[Source material]
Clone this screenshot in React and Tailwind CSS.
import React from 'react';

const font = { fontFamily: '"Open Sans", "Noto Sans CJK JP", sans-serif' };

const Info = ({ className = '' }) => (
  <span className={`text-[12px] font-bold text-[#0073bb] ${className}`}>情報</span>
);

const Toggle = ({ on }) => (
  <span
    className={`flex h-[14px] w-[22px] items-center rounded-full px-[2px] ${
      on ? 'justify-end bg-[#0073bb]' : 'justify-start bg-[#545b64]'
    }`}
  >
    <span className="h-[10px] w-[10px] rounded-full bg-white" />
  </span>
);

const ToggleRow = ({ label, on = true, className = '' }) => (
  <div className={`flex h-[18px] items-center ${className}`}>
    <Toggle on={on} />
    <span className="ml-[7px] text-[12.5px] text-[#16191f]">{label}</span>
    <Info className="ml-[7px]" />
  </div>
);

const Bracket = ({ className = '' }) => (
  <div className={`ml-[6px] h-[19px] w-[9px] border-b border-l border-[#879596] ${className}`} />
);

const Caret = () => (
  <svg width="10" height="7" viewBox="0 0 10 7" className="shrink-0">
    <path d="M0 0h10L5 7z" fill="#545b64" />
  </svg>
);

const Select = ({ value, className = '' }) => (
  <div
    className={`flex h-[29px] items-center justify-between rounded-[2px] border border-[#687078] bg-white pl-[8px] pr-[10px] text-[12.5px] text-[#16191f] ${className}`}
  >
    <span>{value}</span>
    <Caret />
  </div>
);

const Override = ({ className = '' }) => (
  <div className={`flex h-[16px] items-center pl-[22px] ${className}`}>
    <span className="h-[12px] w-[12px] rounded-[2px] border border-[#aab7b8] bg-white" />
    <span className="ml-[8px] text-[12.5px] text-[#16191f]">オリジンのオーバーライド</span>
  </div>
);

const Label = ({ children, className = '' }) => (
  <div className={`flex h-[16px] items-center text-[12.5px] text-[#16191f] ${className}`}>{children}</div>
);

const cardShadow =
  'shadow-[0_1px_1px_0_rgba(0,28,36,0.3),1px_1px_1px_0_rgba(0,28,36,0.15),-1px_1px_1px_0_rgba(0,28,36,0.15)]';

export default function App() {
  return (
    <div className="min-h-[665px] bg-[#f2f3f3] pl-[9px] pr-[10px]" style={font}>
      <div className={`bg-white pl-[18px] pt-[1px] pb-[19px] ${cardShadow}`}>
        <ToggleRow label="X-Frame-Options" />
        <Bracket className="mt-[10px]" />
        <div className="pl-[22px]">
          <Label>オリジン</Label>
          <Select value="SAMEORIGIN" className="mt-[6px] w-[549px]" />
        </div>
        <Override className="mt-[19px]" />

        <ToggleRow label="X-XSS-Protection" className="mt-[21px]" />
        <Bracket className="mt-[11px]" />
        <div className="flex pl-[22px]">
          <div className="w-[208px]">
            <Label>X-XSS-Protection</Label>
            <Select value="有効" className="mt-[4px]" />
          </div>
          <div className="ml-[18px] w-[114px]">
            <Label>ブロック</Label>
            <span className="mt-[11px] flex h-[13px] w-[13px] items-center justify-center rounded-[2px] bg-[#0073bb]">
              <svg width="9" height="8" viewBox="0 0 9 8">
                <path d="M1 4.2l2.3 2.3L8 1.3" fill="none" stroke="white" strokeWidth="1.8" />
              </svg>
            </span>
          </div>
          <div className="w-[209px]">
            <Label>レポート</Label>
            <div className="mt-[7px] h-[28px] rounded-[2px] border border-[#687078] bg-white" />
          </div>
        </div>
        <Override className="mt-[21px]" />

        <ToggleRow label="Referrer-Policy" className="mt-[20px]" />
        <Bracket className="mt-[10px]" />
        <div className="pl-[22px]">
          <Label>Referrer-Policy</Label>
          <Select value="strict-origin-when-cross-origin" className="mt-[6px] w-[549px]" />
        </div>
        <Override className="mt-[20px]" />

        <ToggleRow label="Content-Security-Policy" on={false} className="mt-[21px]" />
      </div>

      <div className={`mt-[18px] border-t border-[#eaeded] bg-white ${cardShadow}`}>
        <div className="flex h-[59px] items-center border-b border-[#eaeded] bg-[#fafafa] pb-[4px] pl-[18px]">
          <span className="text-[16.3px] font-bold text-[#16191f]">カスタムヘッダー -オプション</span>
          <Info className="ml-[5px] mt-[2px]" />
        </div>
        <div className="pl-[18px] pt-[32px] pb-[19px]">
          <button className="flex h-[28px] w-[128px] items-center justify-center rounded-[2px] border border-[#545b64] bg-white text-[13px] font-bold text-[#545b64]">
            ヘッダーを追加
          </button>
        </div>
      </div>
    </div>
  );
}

[Work instructions] From the preceding material, extract every line exactly.

[Task result]
Clone this screenshot in React and Tailwind CSS.
import React from 'react';

const font = { fontFamily: '"Open Sans", "Noto Sans CJK JP", sans-serif' };

const Info = ({ className = '' }) => (
  <span className={`text-[12px] font-bold text-[#0073bb] ${className}`}>情報</span>
);

const Toggle = ({ on }) => (
  <span
    className={`flex h-[14px] w-[22px] items-center rounded-full px-[2px] ${
      on ? 'justify-end bg-[#0073bb]' : 'justify-start bg-[#545b64]'
    }`}
  >
    <span className="h-[10px] w-[10px] rounded-full bg-white" />
  </span>
);

const ToggleRow = ({ label, on = true, className = '' }) => (
  <div className={`flex h-[18px] items-center ${className}`}>
    <Toggle on={on} />
    <span className="ml-[7px] text-[12.5px] text-[#16191f]">{label}</span>
    <Info className="ml-[7px]" />
  </div>
);

const Bracket = ({ className = '' }) => (
  <div className={`ml-[6px] h-[19px] w-[9px] border-b border-l border-[#879596] ${className}`} />
);

const Caret = () => (
  <svg width="10" height="7" viewBox="0 0 10 7" className="shrink-0">
    <path d="M0 0h10L5 7z" fill="#545b64" />
  </svg>
);

const Select = ({ value, className = '' }) => (
  <div
    className={`flex h-[29px] items-center justify-between rounded-[2px] border border-[#687078] bg-white pl-[8px] pr-[10px] text-[12.5px] text-[#16191f] ${className}`}
  >
    <span>{value}</span>
    <Caret />
  </div>
);

const Override = ({ className = '' }) => (
  <div className={`flex h-[16px] items-center pl-[22px] ${className}`}>
    <span className="h-[12px] w-[12px] rounded-[2px] border border-[#aab7b8] bg-white" />
    <span className="ml-[8px] text-[12.5px] text-[#16191f]">オリジンのオーバーライド</span>
  </div>
);

const Label = ({ children, className = '' }) => (
  <div className={`flex h-[16px] items-center text-[12.5px] text-[#16191f] ${className}`}>{children}</div>
);

const cardShadow =
  'shadow-[0_1px_1px_0_rgba(0,28,36,0.3),1px_1px_1px_0_rgba(0,28,36,0.15),-1px_1px_1px_0_rgba(0,28,36,0.15)]';

export default function App() {
  return (
    <div className="min-h-[665px] bg-[#f2f3f3] pl-[9px] pr-[10px]" style={font}>
      <div className={`bg-white pl-[18px] pt-[1px] pb-[19px] ${cardShadow}`}>
        <ToggleRow label="X-Frame-Options" />
        <Bracket className="mt-[10px]" />
        <div className="pl-[22px]">
          <Label>オリジン</Label>
          <Select value="SAMEORIGIN" className="mt-[6px] w-[549px]" />
        </div>
        <Override className="mt-[19px]" />

        <ToggleRow label="X-XSS-Protection" className="mt-[21px]" />
        <Bracket className="mt-[11px]" />
        <div className="flex pl-[22px]">
          <div className="w-[208px]">
            <Label>X-XSS-Protection</Label>
            <Select value="有効" className="mt-[4px]" />
          </div>
          <div className="ml-[18px] w-[114px]">
            <Label>ブロック</Label>
            <span className="mt-[11px] flex h-[13px] w-[13px] items-center justify-center rounded-[2px] bg-[#0073bb]">
              <svg width="9" height="8" viewBox="0 0 9 8">
                <path d="M1 4.2l2.3 2.3L8 1.3" fill="none" stroke="white" strokeWidth="1.8" />
              </svg>
            </span>
          </div>
          <div className="w-[209px]">
            <Label>レポート</Label>
            <div className="mt-[7px] h-[28px] rounded-[2px] border border-[#687078] bg-white" />
          </div>
        </div>
        <Override className="mt-[21px]" />

        <ToggleRow label="Referrer-Policy" className="mt-[20px]" />
        <Bracket className="mt-[10px]" />
        <div className="pl-[22px]">
          <Label>Referrer-Policy</Label>
          <Select value="strict-origin-when-cross-origin" className="mt-[6px] w-[549px]" />
        </div>
        <Override className="mt-[20px]" />

        <ToggleRow label="Content-Security-Policy" on={false} className="mt-[21px]" />
      </div>

      <div className={`mt-[18px] border-t border-[#eaeded] bg-white ${cardShadow}`}>
        <div className="flex h-[59px] items-center border-b border-[#eaeded] bg-[#fafafa] pb-[4px] pl-[18px]">
          <span className="text-[16.3px] font-bold text-[#16191f]">カスタムヘッダー -オプション</span>
          <Info className="ml-[5px] mt-[2px]" />
        </div>
        <div className="pl-[18px] pt-[32px] pb-[19px]">
          <button className="flex h-[28px] w-[128px] items-center justify-center rounded-[2px] border border-[#545b64] bg-white text-[13px] font-bold text-[#545b64]">
            ヘッダーを追加
          </button>
        </div>
      </div>
    </div>
  );
}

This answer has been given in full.